MIDDLEBURY, Vt. (AP) — A chemistry professor whose exam question asked students to calculate the lethal dose of a poisonous gas used in Nazi gas chambers during the Holocaust has taken a leave of absence, Middlebury College said.
The Vermont liberal arts college said that it’s investigating under the terms of its faculty misconduct policy.
“This inexplicable failure of judgment trivializes one of the most horrific events in world history, violates core institutional values, and simply has no place on our campus,” wrote Middlebury President Laurie Patton last week. “We expect our faculty to teach and lead with thoughtfulness, good judgment, and maturity. To say we have fallen short in this instance is an understatement.”
A review of past exams given by professor Jeff Byers found a second objectionable question making reference to the Ku Klux Klan in an exam given last year. The question appeared to have a humorous intent, but “was gratuitous and offensive,” the school said.
Byers apologized to the college community in an April 10 written statement on the school’s website. He said he gave two exams in the last year that included questions “that were clearly offensive, hurtful, and injurious to our students.”
“I can offer no explanation for my actions other than carelessness and hubris,” he wrote.
The gas chamber exam question came to light in the student-run satirical newspaper, The Local Noodle , according to the student-run newspaper, The Middlebury Campus.
The preamble to the question said, “Hydrogen Cyanide (HCN) is a poisonous gas, which Nazi Germany used to horrific ends in the gas chambers during The Holocaust.” The question asked students to calculate the amount of HCN that would give a lethal dose in a particular size room, according to the newspaper.
The school’s Community Bias Response Team, which is charged with assessing and responding to bias incidents, sent out a campuswide email criticizing both the exam question and The Local Noodle for making light of it, The Middlebury Campus reported.

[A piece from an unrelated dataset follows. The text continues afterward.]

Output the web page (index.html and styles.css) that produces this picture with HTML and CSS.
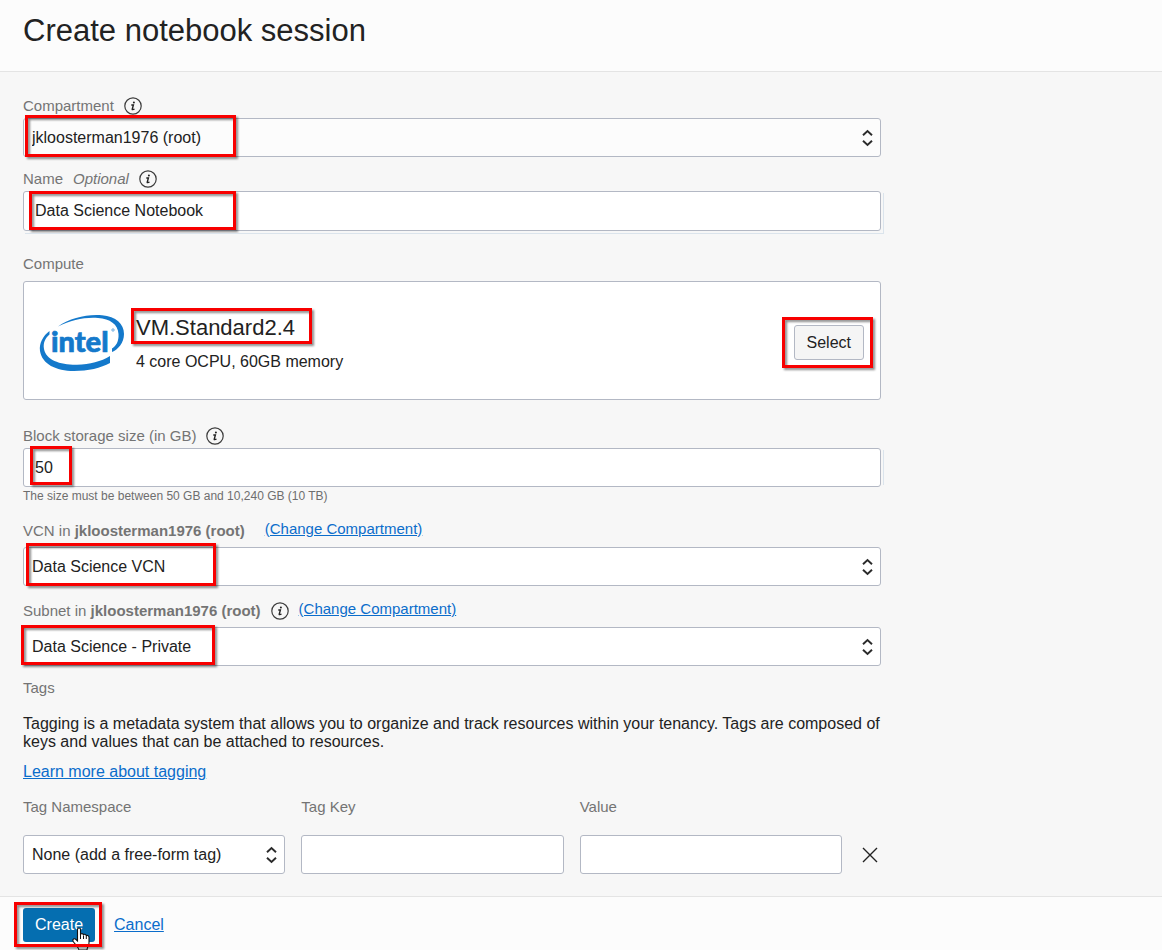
FILE: index.html
```html
<!DOCTYPE html>
<html lang="en">
<head>
<meta charset="utf-8">
<title>Create notebook session</title>
<meta name="viewport" content="width=device-width, initial-scale=1">
<link rel="stylesheet" href="styles.css">
</head>
<body>
<svg class="defs" aria-hidden="true">
  <symbol id="info" viewBox="0 0 18 18">
    <circle cx="9" cy="9" r="8.2" fill="none" stroke="#3c3c3c" stroke-width="1.2"/>
    <circle cx="9.9" cy="5.4" r="1" fill="#222"/>
    <path d="M7.300 8H9.400L8.200 12.300Q8.300 13 10.500 12.200" fill="none" stroke="#222" stroke-width="1.400"/>
  </symbol>
  <symbol id="updown" viewBox="0 0 11 18">
    <path d="M1 6.300 5.500 2 10 6.300M1 11.700 5.500 16 10 11.700" fill="none" stroke="#2b2b2b" stroke-width="1.900"/>
  </symbol>
</svg>

<header class="header">
  <h1 class="title">Create notebook session</h1>
</header>

<form class="main" id="session-form">
  <div class="content">
    <div class="label-row">
      <label for="compartment">Compartment</label>
      <svg class="info"><use href="#info"/></svg>
    </div>
    <div class="field compartment">
      <select class="control muted" id="compartment"><option>jkloosterman1976 (root)</option></select>
      <svg class="updown"><use href="#updown"/></svg>
      <span class="mark mark-compartment"></span>
    </div>

    <div class="label-row">
      <label for="name">Name</label>
      <em>Optional</em>
      <svg class="info"><use href="#info"/></svg>
    </div>
    <div class="field name edged edged-bottom">
      <input class="control text" id="name" type="text" value="Data Science Notebook">
      <span class="mark mark-name"></span>
    </div>

    <h2 class="section">Compute</h2>
    <div class="card">
      <svg class="logo" viewBox="0 0 84 56" role="img" aria-label="intel">
        <path d="M18 11.500C30 3 47-1 62 .3 76 1.600 84 9 84 19 84 28 78 34.500 72 37V33.500C76 31 79 26.500 78.500 19 78 9 70 4 58 3 45 2 31 5 18 11.500Z" fill="#1479cb"/>
        <path d="M9.500 16V19.500C5 23.500 3 28 4 34 6 45 20 50 37 49.800 50 49.500 61 46.500 70 41V48C61 53 48 56 34 56 16 56 2 49 0 36-1 28 3 21 9.500 16Z" fill="#1479cb"/>
        <text class="logo-text" x="11" y="37">intel</text>
        <circle cx="73" cy="15" r="1.200" fill="none" stroke="#1479cb" stroke-width=".6"/>
      </svg>
      <div class="shape">
        <div class="shape-name">VM.Standard2.4<span class="mark mark-shape"></span></div>
        <div class="shape-info">4 core OCPU, 60GB memory</div>
      </div>
      <div class="choose">
        <button class="select-button" type="button">Select</button>
        <span class="mark mark-choose"></span>
      </div>
    </div>

    <div class="label-row">
      <label for="storage">Block storage size (in GB)</label>
      <svg class="info"><use href="#info"/></svg>
    </div>
    <div class="field edged">
      <input class="control text" id="storage" type="text" value="50" aria-describedby="storage-help">
      <span class="mark mark-storage"></span>
    </div>
    <p class="help" id="storage-help">The size must be between 50 GB and 10,240 GB (10 TB)</p>

    <div class="label-row network">
      <label for="vcn">VCN in <b>jkloosterman1976 (root)</b></label>
      <a class="change spaced" href="#">(Change Compartment)</a>
    </div>
    <div class="field vcn">
      <select class="control" id="vcn"><option>Data Science VCN</option></select>
      <svg class="updown"><use href="#updown"/></svg>
      <span class="mark mark-vcn"></span>
    </div>

    <div class="label-row network">
      <label for="subnet">Subnet in <b>jkloosterman1976 (root)</b></label>
      <svg class="info"><use href="#info"/></svg>
      <a class="change" href="#">(Change Compartment)</a>
    </div>
    <div class="field">
      <select class="control" id="subnet"><option>Data Science - Private</option></select>
      <svg class="updown"><use href="#updown"/></svg>
      <span class="mark mark-subnet"></span>
    </div>

    <h2 class="section tags-title">Tags</h2>
    <p class="copy">Tagging is a metadata system that allows you to organize and track resources within your tenancy. Tags are composed of keys and values that can be attached to resources.</p>
    <p class="copy learn"><a href="#">Learn more about tagging</a></p>

    <div class="tags">
      <label for="tag-namespace">Tag Namespace</label>
      <label for="tag-key">Tag Key</label>
      <label for="tag-value">Value</label>
      <span></span>
      <div class="field">
        <select class="control" id="tag-namespace"><option>None (add a free-form tag)</option></select>
        <svg class="updown"><use href="#updown"/></svg>
      </div>
      <div class="field"><input class="control text" id="tag-key" type="text"></div>
      <div class="field"><input class="control text" id="tag-value" type="text"></div>
      <button class="remove" type="button" aria-label="Remove tag">
        <svg class="cross" viewBox="0 0 16 16"><path d="M1 1 15 15M15 1 1 15" stroke="#222" stroke-width="1.4"/></svg>
      </button>
    </div>
  </div>
</form>

<footer class="footer">
  <div class="create-wrap">
    <button class="create" type="submit" form="session-form">Create</button>
    <svg class="pointer" viewBox="0 0 18 24" aria-hidden="true">
      <path d="M5.500 14V2.500C5.500.5 8.500.5 8.500 2.500V8C8.500 6 11.500 6.200 11.500 8.200 11.500 6.700 14.300 7 14.300 9 14.300 8 17 8.200 17 10.200V16C17 19 15 20 15 23H7C6.500 20 3.500 18 1.200 14.500 0 12 2.500 11 4 12.500Z" fill="#fff" stroke="#111" stroke-width="1.100"/>
      <path d="M8.500 8V12M11.500 8.500V12M14.300 9V12" stroke="#111" stroke-width="1"/>
    </svg>
    <span class="mark mark-create"></span>
  </div>
  <a href="#">Cancel</a>
</footer>
</body>
</html>
```

FILE: styles.css
```css
* { box-sizing: border-box; }

body {
  margin: 0;
  min-height: 100vh;
  display: flex;
  flex-direction: column;
  background: #f7f7f7;
  color: #222;
  font: 16px/18px "Liberation Sans", Arial, sans-serif;
}

.defs { position: absolute; width: 0; height: 0; }

a { color: #0b6dcb; text-decoration: underline; }

.header {
  padding: 11px 23px 20px;
  background: #fcfcfc;
  border-bottom: 1px solid #e4e4e4;
}

.title { margin: 0; font-size: 31px; line-height: 40px; font-weight: 400; }

.main { flex: 1; padding: 25px 23px 21px; }
.content { max-width: 858px; }

.label-row,
.section,
.tags label {
  font-size: 15px;
  line-height: 18px;
  font-weight: 400;
  color: #747474;
}

.label-row {
  display: flex;
  align-items: center;
  gap: 10px;
  height: 18px;
  margin-bottom: 3px;
}

.info { flex: none; width: 18px; height: 18px; }

.field { position: relative; }
.compartment { margin-bottom: 13px; }
.name { margin-bottom: 24px; }
.vcn { margin-bottom: 16px; }

.control {
  display: block;
  width: 100%;
  height: 39px;
  margin: 0;
  padding: 0 28px 0 8px;
  border: 1px solid #b3b8c4;
  border-radius: 3px;
  background: #fff;
  color: #222;
  font: inherit;
  appearance: none;
}

.control.text { padding: 0 11px; }
.control.muted { background: #fcfcfc; }
.name .control { height: 40px; }

.updown {
  position: absolute;
  right: 8px;
  top: 50%;
  width: 11px;
  height: 18px;
  margin-top: -9px;
  pointer-events: none;
}

.edged::after {
  content: "";
  position: absolute;
  inset: 2px -3px 2px 2px;
  border-right: 1px solid #dbe4ec;
  pointer-events: none;
}

.edged-bottom::after { bottom: -3px; border-bottom: 1px solid #dbe4ec; }

.section { margin: 0 0 8px; }

.card {
  display: flex;
  align-items: center;
  gap: 12px;
  min-height: 119px;
  margin-bottom: 27px;
  padding: 4px 16px 0;
  border: 1px solid #b3b8c4;
  border-radius: 3px;
  background: #fff;
}

.logo { flex: none; width: 84px; height: 56px; overflow: visible; }
.logo-text {
  font: 900 29px Lato, sans-serif;
  fill: #1479cb;
  stroke: #1479cb;
  stroke-width: .7px;
}
.shape { flex: 1; }
.shape-name { position: relative; margin-bottom: 9px; font-size: 22px; line-height: 30px; }
.shape-info { line-height: 20px; }
.choose { position: relative; }

.select-button {
  display: block;
  height: 35px;
  padding: 0 12px;
  border: 1px solid #b3b8c4;
  border-radius: 3px;
  background: #f5f5f5;
  color: #222;
  font: inherit;
}

.help { margin: 0 0 17px; font-size: 12px; line-height: 18px; color: #6e6e6e; }

.network { margin-bottom: 7px; }
.network .change { padding-bottom: 4px; }
.change.spaced { margin-left: 10px; }

.tags-title { margin: 13px 0 18px; }
.copy { margin: 0 0 12px; }
.learn { margin-bottom: 17px; }

.tags {
  display: grid;
  grid-template-columns: 1fr 1fr 1fr 23px;
  column-gap: 16px;
  row-gap: 19px;
}

.remove {
  display: grid;
  place-items: center;
  padding: 0;
  border: 0;
  background: none;
}

.cross { width: 16px; height: 16px; }

.footer {
  display: flex;
  align-items: center;
  gap: 19px;
  height: 54px;
  padding: 3px 23px 0;
  overflow: hidden;
  background: #fcfcfc;
  border-top: 1px solid #e4e4e4;
}

.create-wrap { position: relative; }

.create {
  display: block;
  height: 34px;
  padding: 0 12px;
  border: 0;
  border-radius: 3px;
  background: #056eb0;
  color: #fff;
  font: inherit;
}

.pointer { position: absolute; left: 49px; top: 19px; width: 18px; height: 24px; }

/* Callout rectangles drawn over the highlighted controls */
.mark {
  position: absolute;
  border: 3px solid #f80000;
  filter: drop-shadow(2px 2px 1px rgba(0, 0, 0, .45));
  pointer-events: none;
}

.mark-compartment { left: 2px; top: -3px; width: 211px; height: 42px; }
.mark-name { left: 6px; top: 0; width: 207px; height: 39px; }
.mark-shape { left: -5px; top: -5px; width: 181px; height: 36px; }
.mark-choose { inset: -8px -9px -8px -12px; }
.mark-storage { left: 7px; top: -2px; width: 42px; height: 39px; }
.mark-vcn { left: 3px; top: -4px; width: 190px; height: 43px; }
.mark-subnet { left: -2px; top: -2px; width: 194px; height: 40px; }
.mark-create { inset: -6px -7px -5px -9px; }
```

An email sent to a Jewish student group and local Jewish congregation seeking comment was not immediately returned.
On Thursday, Patton, the college president, said in a campuswide email that the college has experienced several incidents of bias in recent weeks “that are causing pain and anger in our community,” but did not specify what those were. She was following up on the school’s decision Wednesday to cancel a lecture by conservative Polish politician Ryszard Legutko because of safety concerns, two years after the school was the site of a rowdy protest of another conservative speaker.